A reconstrução consiste na reelaboração da seqüência do discurso. Provoca também uma diminuição do ritmo da conversação com a volta de recursos já usados. Tem como função formular melhor ou reformular um segmento maior ou menor do texto já produzido. Serve para solucionar problemas detectados pelo locutor ou pelo interlocutor. São: correções ou reparos, repetições, parafraseamentos e adjunções.



2.2 Processos de reconstrução

2.2.1 Correções

São cortes feitos para consertar o que não pode se apagar. Geralmente se interrompe o quanto antes o discurso para se apresentar a forma que considera a mais adequada.

Podem ser também hetero-condicionadas. O interlocutor mostra estranheza e sugere explicitamente a correção.

2.2.2 Adjunções

Ocorre quando o locutor percebe que deixou de acrescentar uma informação importante que irá facilitar a compreensão do discurso. Ou completa uma informação incompleta. Reaviva na mente do interlocutor algo que já foi dito anteriormente, dá ênfase a algum aspecto relevante para um bom entendimento do tópico.

2.2.3 Repetições e parafraseamentos

Fenômenos extremamente freqüentes no texto falado. Desempenham diversas funções.

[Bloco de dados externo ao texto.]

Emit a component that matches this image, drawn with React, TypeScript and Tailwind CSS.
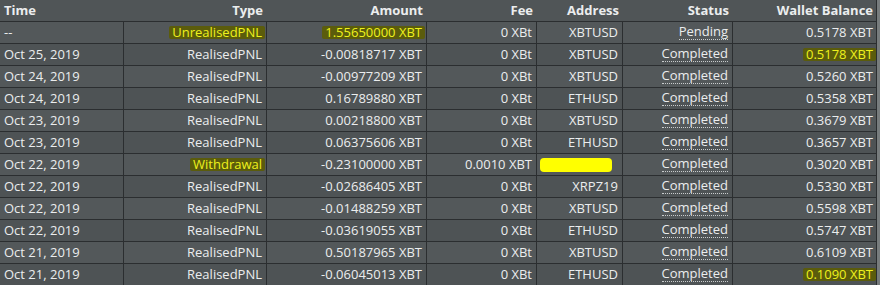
import React from 'react';

type Row = {
  time: string;
  type: string;
  amount: string;
  fee: string;
  address: string;
  status: string;
  balance: string;
  hlType?: boolean;
  hlAmount?: boolean;
  hlBalance?: boolean;
  hideAddress?: boolean;
};

const rows: Row[] = [
  { time: '--', type: 'UnrealisedPNL', amount: '1.55650000 XBT', fee: '0 XBt', address: 'XBTUSD', status: 'Pending', balance: '0.5178 XBT', hlType: true, hlAmount: true },
  { time: 'Oct 25, 2019', type: 'RealisedPNL', amount: '-0.00818717 XBT', fee: '0 XBt', address: 'XBTUSD', status: 'Completed', balance: '0.5178 XBT', hlBalance: true },
  { time: 'Oct 24, 2019', type: 'RealisedPNL', amount: '-0.00977209 XBT', fee: '0 XBt', address: 'XBTUSD', status: 'Completed', balance: '0.5260 XBT' },
  { time: 'Oct 24, 2019', type: 'RealisedPNL', amount: '0.16789880 XBT', fee: '0 XBt', address: 'ETHUSD', status: 'Completed', balance: '0.5358 XBT' },
  { time: 'Oct 23, 2019', type: 'RealisedPNL', amount: '0.00218800 XBT', fee: '0 XBt', address: 'XBTUSD', status: 'Completed', balance: '0.3679 XBT' },
  { time: 'Oct 23, 2019', type: 'RealisedPNL', amount: '0.06375606 XBT', fee: '0 XBt', address: 'ETHUSD', status: 'Completed', balance: '0.3657 XBT' },
  { time: 'Oct 22, 2019', type: 'Withdrawal', amount: '-0.23100000 XBT', fee: '0.0010 XBT', address: '', status: 'Completed', balance: '0.3020 XBT', hlType: true, hideAddress: true },
  { time: 'Oct 22, 2019', type: 'RealisedPNL', amount: '-0.02686405 XBT', fee: '0 XBt', address: 'XRPZ19', status: 'Completed', balance: '0.5330 XBT' },
  { time: 'Oct 22, 2019', type: 'RealisedPNL', amount: '-0.01488259 XBT', fee: '0 XBt', address: 'XBTUSD', status: 'Completed', balance: '0.5598 XBT' },
  { time: 'Oct 22, 2019', type: 'RealisedPNL', amount: '-0.03619055 XBT', fee: '0 XBt', address: 'ETHUSD', status: 'Completed', balance: '0.5747 XBT' },
  { time: 'Oct 21, 2019', type: 'RealisedPNL', amount: '0.50187965 XBT', fee: '0 XBt', address: 'XBTUSD', status: 'Completed', balance: '0.6109 XBT' },
  { time: 'Oct 21, 2019', type: 'RealisedPNL', amount: '-0.06045013 XBT', fee: '0 XBt', address: 'ETHUSD', status: 'Completed', balance: '0.1090 XBT', hlBalance: true },
];

const cols = 'grid grid-cols-[124px_143px_160px_110px_86px_110px_144px]';

const Hl = ({ on, children }: { on?: boolean; children: React.ReactNode }) =>
  on ? (
    <span className="bg-[#5b5c0c] text-[#eef21c] px-[3px] -mr-[3px] rounded-[2px]">{children}</span>
  ) : (
    <>{children}</>
  );

export default function App() {
  return (
    <div
      className="w-[880px] h-[285px] overflow-hidden bg-[#777c7d] text-[13px] text-[#ebedee]"
      style={{ fontFamily: '"Open Sans", "Noto Sans", sans-serif' }}
    >
      <div className="w-[877px] bg-[#505557] border-r border-[#2b2e30]">
        <div className={`${cols} h-[22px] items-center font-bold border-b border-[#2b2e30] leading-none`}>
          <div className="pl-[4px]">Time</div>
          <div className="text-right pr-[4px]">Type</div>
          <div className="text-right pr-[4px]">Amount</div>
          <div className="text-right pr-[4px]">Fee</div>
          <div className="text-right pr-[4px]">Address</div>
          <div className="text-right pr-[4px]">Status</div>
          <div className="text-right pr-[4px]">Wallet Balance</div>
        </div>
        {rows.map((r, i) => (
          <div
            key={i}
            className={`${cols} h-[22px] border-b border-[#2b2e30] leading-none ${i % 2 === 0 ? 'bg-[#53585a]' : 'bg-[#4e5355]'}`}
          >
            <div className="pl-[4px] flex items-center border-r border-[#2b2e30]">{r.time}</div>
            <div className="pr-[4px] flex items-center justify-end border-r border-[#2b2e30]">
              <Hl on={r.hlType}>{r.type}</Hl>
            </div>
            <div className="pr-[4px] flex items-center justify-end border-r border-[#2b2e30]">
              <Hl on={r.hlAmount}>{r.amount}</Hl>
            </div>
            <div className="pr-[4px] flex items-center justify-end border-r border-[#2b2e30]">{r.fee}</div>
            <div className="pr-[4px] flex items-center justify-end border-r border-[#2b2e30]">
              {r.hideAddress ? (
                <span className="block w-[72px] h-[14px] mr-[6px] bg-[#ffff00] rounded-[4px]" />
              ) : (
                r.address
              )}
            </div>
            <div className="pr-[4px] flex items-center justify-end border-r border-[#2b2e30]">
              <span className="border-b border-dotted border-[#c9cccd] pb-[1px]">{r.status}</span>
            </div>
            <div className="pr-[4px] flex items-center justify-end">
              <Hl on={r.hlBalance}>{r.balance}</Hl>
            </div>
          </div>
        ))}
      </div>
    </div>
  );
}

Fazem parte dos processos de reconstrução e possuem as mesmas funções das correções e dos reparos. Sanam problemas detectados(pelo próprio locutor ou pelo interlocutor) em segmentos enunciados anteriormente: parafrasea-se o que foi dito, quando se vê que o outro não entendeu a mensagem. Repete-se o enunciado para não haver mal entendidos quando há ruídos externos ou distrações do parceiro.

Em sentido amplo, pode-se dizer que a repetição engloba desde a repetição ‘exata’, até aquela em que ocorrem variações maiores ou menores na forma e portanto, também a paráfrase. Sendo a repetição exata (isto é, a expressão da mesma idéia com as mesmas palavras e a mesma entonação) bastante rara, pode se incluir a maior parte das repetições entre os processos de reconstrução. (KOCH, 2006)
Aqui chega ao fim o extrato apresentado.